GloVe (Global Vectors for Word Representation)

While Word2Vec relies on local sliding windows that ignore global statistics, GloVe (Global Vectors) addresses this limitation. Developed by Pennington et al. at Stanford, GloVe combines the local context window benefits of Word2Vec with global matrix factorization techniques.

Global Co-occurrence Matrix

GloVe constructs a global word co-occurrence matrix X from the entire corpus, where X_{ij} represents the number of times word i appears in the context of word j.

Ratios of Co-occurrence Probabilities

The key insight of GloVe is that the ratio of co-occurrence probabilities of words with set probes captures semantic meaning more cleanly than raw probabilities.

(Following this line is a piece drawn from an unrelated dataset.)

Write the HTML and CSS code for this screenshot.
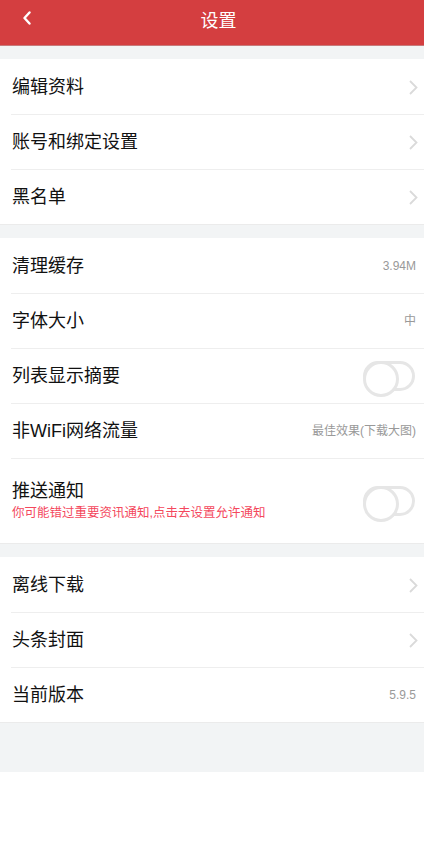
FILE: index.html
```html
<!DOCTYPE html>
<html lang="zh-CN">
<head>
<meta charset="utf-8">
<title>设置</title>
<link rel="stylesheet" href="styles.css">
</head>
<body>
<header class="topbar">
  <span class="back">
    <svg width="10" height="14" viewBox="0 0 10 14"><path d="M7.5 1.5 L2.5 7 L7.5 12.5" fill="none" stroke="#fff" stroke-width="2.4" stroke-linecap="round" stroke-linejoin="round"/></svg>
  </span>
  <h1 class="title">设置</h1>
</header>
<main class="page">
  <section class="group">
    <div class="row"><span class="label">编辑资料</span><span class="arrow"><svg width="9" height="15" viewBox="0 0 9 15"><path d="M1 1 L7.5 7.5 L1 14" fill="none" stroke="#dadada" stroke-width="1.8"/></svg></span></div>
    <div class="row"><span class="label">账号和绑定设置</span><span class="arrow"><svg width="9" height="15" viewBox="0 0 9 15"><path d="M1 1 L7.5 7.5 L1 14" fill="none" stroke="#dadada" stroke-width="1.8"/></svg></span></div>
    <div class="row"><span class="label">黑名单</span><span class="arrow"><svg width="9" height="15" viewBox="0 0 9 15"><path d="M1 1 L7.5 7.5 L1 14" fill="none" stroke="#dadada" stroke-width="1.8"/></svg></span></div>
  </section>
  <section class="group">
    <div class="row"><span class="label">清理缓存</span><span class="value">3.94M</span></div>
    <div class="row"><span class="label">字体大小</span><span class="value">中</span></div>
    <div class="row"><span class="label">列表显示摘要</span><span class="switch"></span></div>
    <div class="row"><span class="label">非WiFi网络流量</span><span class="value">最佳效果(下载大图)</span></div>
    <div class="row row-tall">
      <div class="stack">
        <span class="label">推送通知</span>
        <span class="hint">你可能错过重要资讯通知,点击去设置允许通知</span>
      </div>
      <span class="switch"></span>
    </div>
  </section>
  <section class="group">
    <div class="row"><span class="label">离线下载</span><span class="arrow"><svg width="9" height="15" viewBox="0 0 9 15"><path d="M1 1 L7.5 7.5 L1 14" fill="none" stroke="#dadada" stroke-width="1.8"/></svg></span></div>
    <div class="row"><span class="label">头条封面</span><span class="arrow"><svg width="9" height="15" viewBox="0 0 9 15"><path d="M1 1 L7.5 7.5 L1 14" fill="none" stroke="#dadada" stroke-width="1.8"/></svg></span></div>
    <div class="row"><span class="label">当前版本</span><span class="value">5.9.5</span></div>
  </section>
  <div class="footer-space"></div>
</main>
</body>
</html>
```
FILE: styles.css
```css
* { box-sizing: border-box; }
html, body {
  margin: 0;
  padding: 0;
  background: #fff;
  font-family: "Liberation Sans", "Noto Sans CJK SC", sans-serif;
  color: #111;
}
.topbar {
  height: 46px;
  background: #d43e40;
  border-bottom: 1px solid #c77a7b;
  display: flex;
  align-items: center;
  justify-content: center;
  position: relative;
  padding-left: 13px;
}
.back {
  position: absolute;
  left: 22px;
  top: 11px;
  width: 10px;
  height: 14px;
  display: flex;
}
.title {
  margin: 0 0 3px 0;
  font-size: 18px;
  font-weight: normal;
  color: #fff;
  line-height: 24px;
}
.page {
  background: #f2f4f5;
  padding-top: 13px;
  display: flex;
  flex-direction: column;
  gap: 13px;
}
.group {
  background: #fff;
  padding-top: 1px;
  padding-left: 11px;
  border-bottom: 1px solid #ebebeb;
}
.row {
  height: 55px;
  display: flex;
  align-items: center;
  justify-content: space-between;
  padding-left: 1px;
  padding-right: 8px;
  border-bottom: 1px solid #eeeeee;
}
.row:last-child {
  height: 54px;
  border-bottom: none;
}
.row.row-tall {
  height: 84px;
}
.label {
  font-size: 18px;
  line-height: 24px;
  color: #111;
}
.value {
  font-size: 12px;
  color: #999;
  line-height: 16px;
}
.arrow {
  display: flex;
  margin-right: -2px;
}
.stack {
  display: flex;
  flex-direction: column;
  gap: 1px;
  padding-bottom: 2px;
}
.hint {
  font-size: 12.5px;
  line-height: 18px;
  color: #f4485d;
}
.switch {
  width: 52px;
  height: 30px;
  border: 3px solid #e6e6e6;
  border-radius: 15px;
  position: relative;
  margin-right: 1px;
  background: #fff;
}
.switch::after {
  content: "";
  position: absolute;
  left: -3px;
  top: -3px;
  width: 30px;
  height: 30px;
  border: 3px solid #e6e6e6;
  border-radius: 50%;
  background: #fff;
}
.footer-space {
  height: 36px;
  margin-bottom: 0;
}
```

For example, the ratio P(solid | ice) / P(solid | steam) is large, while P(gas | ice) / P(gas | steam) is small, indicating ice is solid and steam is gas.

The GloVe Objective Function

The GloVe model minimizes a weighted least-squares objective function that fits the dot product of word vectors to the log of their co-occurrence counts.

The Loss Equation

The loss function is defined as: J = \\sum_{i,j=1}^V f(X_{ij}) (w_i^T \\tilde{w}_j + b_i + \\tilde{b}_j - \\log X_{ij})^2. The weighting function f(X_{ij}) = \\min(1, (X_{ij}/x_{max})^\\alpha) prevents frequent co-occurrences (like 'the', 'and') from dominating the loss, while assigning zero weight to non-occurring pairs.

GloVe vs. Word2Vec

While Word2Vec is trained on online sliding windows (which requires many epochs over large corpora), GloVe is trained directly on precomputed global statistics. This makes GloVe computationally efficient to train on large vocabularies while capturing both global semantic structures and local syntax.